The landscape in the cold morning light. With this vista as a backdrop, it was the ideal place to stop for a hot beverage and a muffin (or two). There is an innate beauty, even in what at first glance looks like a rather barren and desolate area.




“Excuse me, but do these stripes make my bum look big”? An eternal question to which there is NO safe response. Suffice to say that Zebra are one of my favourite animals to photograph.



This Klipspringer is scent marking on a grass stalk. Unusually, this one, together with his mate stood and watched us watching them, instead of heading off into the bush which is what they normally do.



To help the animals get through the lean winter months, the reserve puts out molasses blocks, which, I am reliably informed, is like chocolate for them. This troop of baboons was enjoying sole ownership of this particular slab, but it was not long before they were challenged for a part of this find.
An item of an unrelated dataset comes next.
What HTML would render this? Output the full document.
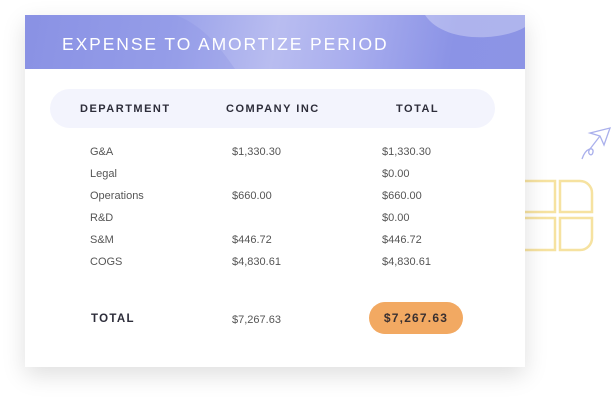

A behaviour that I have not seen before. I was told that this female warthog has taught herself to forage while lying down! She obviously figured that ‘eat smarter and not harder’ was the way to go.



Given that the Kudu is a large and imposing animal, his coat camouflages him so expertly that he virtually vanishes before your eyes. No wonder that they share the ‘grey ghost’ nickname with elephants.



This is what you DON’T want to bump into while out on a trail walk. Even sitting in the relative safety of a game viewer, this was probably the closest I have come to a wild White Rhino.



Many of us read ‘The Lion, the witch and the wardrobe” by C.S Lewis when we were children, or perhaps we only discovered the book when we were adults? Or you have never read it and the reference makes no sense to you at all.

But persevere dear reader and all will be revealed…

The only reason that I mention the book was that the paraphrased title came to mind after this incident that occurred on a recent trip to a reserve in the Waterberg.

Those who have been on game drives, either morning or evening, invariably get to a point where a ‘comfort break’ starts to take precedence over any game viewing. Your mind becomes focused on that special tree that we all know so well…the lavatory( pronounced lava-tree).

This particular drive was no different. I together with two other guests and our guide had been bumbling around for a while with no success as far as predator sightings were concerned. That was not an issue as there had been more than sufficient plains game as well as 3 of the Big5 species to keep us occupied and entertained.

However, it had come to that point in the drive where our ranger was looking for a vantage point for us to stop for our evening sundowners and to watch the spectacular sunset that this area is well-known for.

I always check with the guide before I get off a game viewer, and this time it was no different.

“All clear to get off and take a comfort break”? I asked. The guide scanned the surrounding area and pronounced it safe for all of us to get out and stretch our legs while he set up the table with beverages and snacks.

My usual modus operandi when walking into the bush is to clap my hands, thus warning any animals, large or small, of my impending arrival. And this time was no different, as I walked noisily towards my chosen spot.

There was a moment after I unzipped, that the hairs on the back of my neck started to rise but then quickly settled again and as a result, I thought no more about that. I finished up and walked the 20 or so paces back to the vehicle.

The four of us stood around, socially distanced, chatting about what we had seen, what we were hoping to see and what we could expect on the drive back to the lodge. It was the usual relaxed banter that a game drive engenders in guests.

There was a lull in the conversation and our guide quietly said, “Could everyone get back in the vehicle please” and he looked to the bushes not far from where I had recently taken my break.

From this spot emerged a rather large lioness that looked at us askance while walking purposefully on a path that took her parallel to where we were now seated back in the vehicle with camera lenses trained in her direction.

The snacks were of no interest to her as she never wavered from her chosen direction and only stopped to look at us momentarily before vanishing into the bushes and the encroaching darkness.

What did the encounter teach me? Firstly, trust your instinct and if something does not feel right, move to a safer spot.

And secondly, obey your guide without first questioning him or her. They are trained for situations like this. I have to stress that at no time during the encounter were any of us in danger, neither did the lioness show any signs of aggression towards us.

I retrospect I wonder how different I MIGHT have reacted if this apex predator has stepped out WHILE I was ‘watering’ the vegetation.




As the sun fades over the Waterberg Mountains, these Chacma Baboons soak up the last vestiges of warmth before heading off to find a safe place to spend the night.